Wednesday 3 July 2013

VIRTUAL

Please see author's note at end....

Virtual : Makeshift Studios 2013

You wake,stretch and open your eyes and then...imagine this...

At breakfast you quickly complete some banking chores using an app on your 4th generation smart phone. You pay the rent on the apartment, a few bills, check your dwindling savings. You change, interchange your apps, buy an Oyster card, check the times of underground trains. After that you have a look at your work schedule on your calendar, change to your laptop and finish that report you were writing, and leave for work.

Your Oyster card - an electronic card that allows you to travel multi-journeys on the London public transport network - is now recorded on your smartphone so there is no need to visit or speak with anyone at your local station.

You travel into the city, and as you journey you distribute your report by email to those who will attend the meeting you have scheduled.

Arriving in the city centre, you find you have some time on your hands. You visit a local Caffe Nero, order an Americano at the speech recognition point and pay for it with your smartphone using near field communications technology. This allows Caffe Nero to access your bank account and remove the cost of the coffee.

The music is always cool in Caffe Nero, but, of course, there is no longer anyone to ask who is singing or how you can download, so instead you order a new ebook for your Kindle and use your paypal account to purchase a birthday present for a loved one.

Paypal was founded in March 2000 and acquired by Ebay in 2002 for $1.5 billion, it allows payments and money transfers to be made across cyberspace and already has over 200 million accounts.

You arrive at the meeting. Your report has already been downloaded and read by your colleagues from around the world. They also attend the meeting using the very latest in 3D transporter technology. They appear courtesy of flat screen plasmas hung on the wall around the room.

"I r-r-r-read your re...port on the way over, it's g-g-g-good." A colleague from Hong Kong appearing courtesy 3D TT (transporter technology) reassures, the time delay giving him an apparent stutter.

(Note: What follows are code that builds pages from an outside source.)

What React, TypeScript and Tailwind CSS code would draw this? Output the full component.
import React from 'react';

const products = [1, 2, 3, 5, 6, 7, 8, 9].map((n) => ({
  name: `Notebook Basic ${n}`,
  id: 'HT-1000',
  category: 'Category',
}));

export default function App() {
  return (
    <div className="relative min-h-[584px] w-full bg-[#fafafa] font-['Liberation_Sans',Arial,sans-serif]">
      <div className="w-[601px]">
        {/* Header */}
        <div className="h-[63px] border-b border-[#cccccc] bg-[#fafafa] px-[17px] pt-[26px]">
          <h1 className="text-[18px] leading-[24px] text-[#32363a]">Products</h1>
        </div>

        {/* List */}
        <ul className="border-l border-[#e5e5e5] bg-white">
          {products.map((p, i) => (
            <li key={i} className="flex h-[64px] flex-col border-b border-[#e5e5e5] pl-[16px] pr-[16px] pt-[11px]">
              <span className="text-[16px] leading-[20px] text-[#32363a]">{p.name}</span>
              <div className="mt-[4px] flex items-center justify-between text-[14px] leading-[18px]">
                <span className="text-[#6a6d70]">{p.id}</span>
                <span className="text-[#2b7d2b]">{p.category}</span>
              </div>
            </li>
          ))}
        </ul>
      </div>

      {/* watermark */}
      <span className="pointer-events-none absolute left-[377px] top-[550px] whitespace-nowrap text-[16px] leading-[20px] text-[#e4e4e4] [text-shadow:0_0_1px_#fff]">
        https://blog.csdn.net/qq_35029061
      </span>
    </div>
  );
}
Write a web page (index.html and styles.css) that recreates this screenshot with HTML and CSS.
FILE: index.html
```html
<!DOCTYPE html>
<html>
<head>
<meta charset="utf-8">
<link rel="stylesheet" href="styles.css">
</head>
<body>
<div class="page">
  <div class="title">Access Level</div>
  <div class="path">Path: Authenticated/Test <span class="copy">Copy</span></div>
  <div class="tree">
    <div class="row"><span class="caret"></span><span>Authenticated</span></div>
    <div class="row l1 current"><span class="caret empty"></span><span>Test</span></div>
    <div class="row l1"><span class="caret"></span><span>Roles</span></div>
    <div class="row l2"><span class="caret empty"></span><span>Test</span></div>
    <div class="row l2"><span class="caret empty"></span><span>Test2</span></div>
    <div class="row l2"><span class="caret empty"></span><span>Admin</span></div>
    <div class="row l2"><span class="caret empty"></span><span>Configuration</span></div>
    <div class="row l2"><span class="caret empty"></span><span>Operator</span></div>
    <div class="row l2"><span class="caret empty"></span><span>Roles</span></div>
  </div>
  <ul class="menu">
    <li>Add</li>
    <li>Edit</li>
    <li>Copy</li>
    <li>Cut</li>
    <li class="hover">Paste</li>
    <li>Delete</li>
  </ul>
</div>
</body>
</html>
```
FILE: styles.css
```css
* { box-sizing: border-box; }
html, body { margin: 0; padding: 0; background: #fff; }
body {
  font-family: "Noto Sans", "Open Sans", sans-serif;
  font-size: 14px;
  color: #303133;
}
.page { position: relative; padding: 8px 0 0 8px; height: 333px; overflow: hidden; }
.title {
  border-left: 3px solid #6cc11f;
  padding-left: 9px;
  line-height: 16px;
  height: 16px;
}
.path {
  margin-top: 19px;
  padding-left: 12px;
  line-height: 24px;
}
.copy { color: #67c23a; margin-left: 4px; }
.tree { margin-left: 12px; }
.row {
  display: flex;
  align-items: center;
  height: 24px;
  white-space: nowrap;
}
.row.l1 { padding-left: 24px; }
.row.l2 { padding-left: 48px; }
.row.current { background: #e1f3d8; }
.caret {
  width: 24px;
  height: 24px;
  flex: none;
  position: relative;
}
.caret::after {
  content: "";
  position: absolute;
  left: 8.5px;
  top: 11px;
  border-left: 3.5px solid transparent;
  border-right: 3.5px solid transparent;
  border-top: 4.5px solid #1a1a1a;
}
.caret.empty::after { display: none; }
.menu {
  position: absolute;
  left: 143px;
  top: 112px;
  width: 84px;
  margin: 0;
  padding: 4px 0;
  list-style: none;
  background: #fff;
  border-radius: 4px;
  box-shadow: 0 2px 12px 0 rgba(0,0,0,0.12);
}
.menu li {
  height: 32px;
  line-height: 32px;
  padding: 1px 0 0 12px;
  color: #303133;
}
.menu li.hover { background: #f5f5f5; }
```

       "Yes" says the girl from New York, whose picture immediately breaks up, before being re-assembled to catch her accidently spilling coffee on her blouse - "Oh sh..." she says, then all you can see is the top of her head as she fusses over the spilt drink.


"It was excellent" chimes your London counterpart, the only other physical presence in the huge 40 seater board room.

The meeting goes well and your report attracts new investors. To celebrate, you book a table for two at your favourite London restaurant - Little Venice over in Kilburn? - on, yes you guessed correct, an app. But, you don't have a girlfriend/boyfriend at the moment so you use an app to arrange a 'cyber...fr...iend'...no wait...this is getting just a little too weird.... move on...

Later, standing on the platform of the underground station you watch the sensor-driven, driverless train, enter the station, slow down and stop at the platform. 'No driver?' you mutter out loud, bathed in the nostalgia of a time when people manned the underground.

You climb aboard, squeeze past other passengers and easily find a seat. You realise the carriages are not as packed as they once were. Fewer and fewer people come into town, no need to visit the office or physically shop when it can all be done from home, and you have the added bonus of never missing an episode of Jeremy Kyle!

As you travel beneath London's streets, you recall a different time, consider how fast the world has changed and feel, really quite lonely.

Where, you think, are all the REAL people!



*Author's note : You will notice that 'Virtual' is - unusually - written in the second person. Most things are written in the first person 'I', which is the more usual for a blog, or the third person 'he/she'. It struck me early on that I wanted this to sound quite clinical and impersonal - and you will understand why now that you have read it. We are living through a very human experiment and while we can make educated guesstimates about where we are headed, life always seems to throw up that curved ball that takes us all by surprise. Virtual, for me, is a kind of experiment to chime with the times we live in. Remember our 'interconnectedness' please feel free to interact and comment, I kind of feel that rather than this just being MY blog, it kind of belongs to all who read it.
** The Jeremy Kyle reference was, of course, a joke, I hope you all realised that!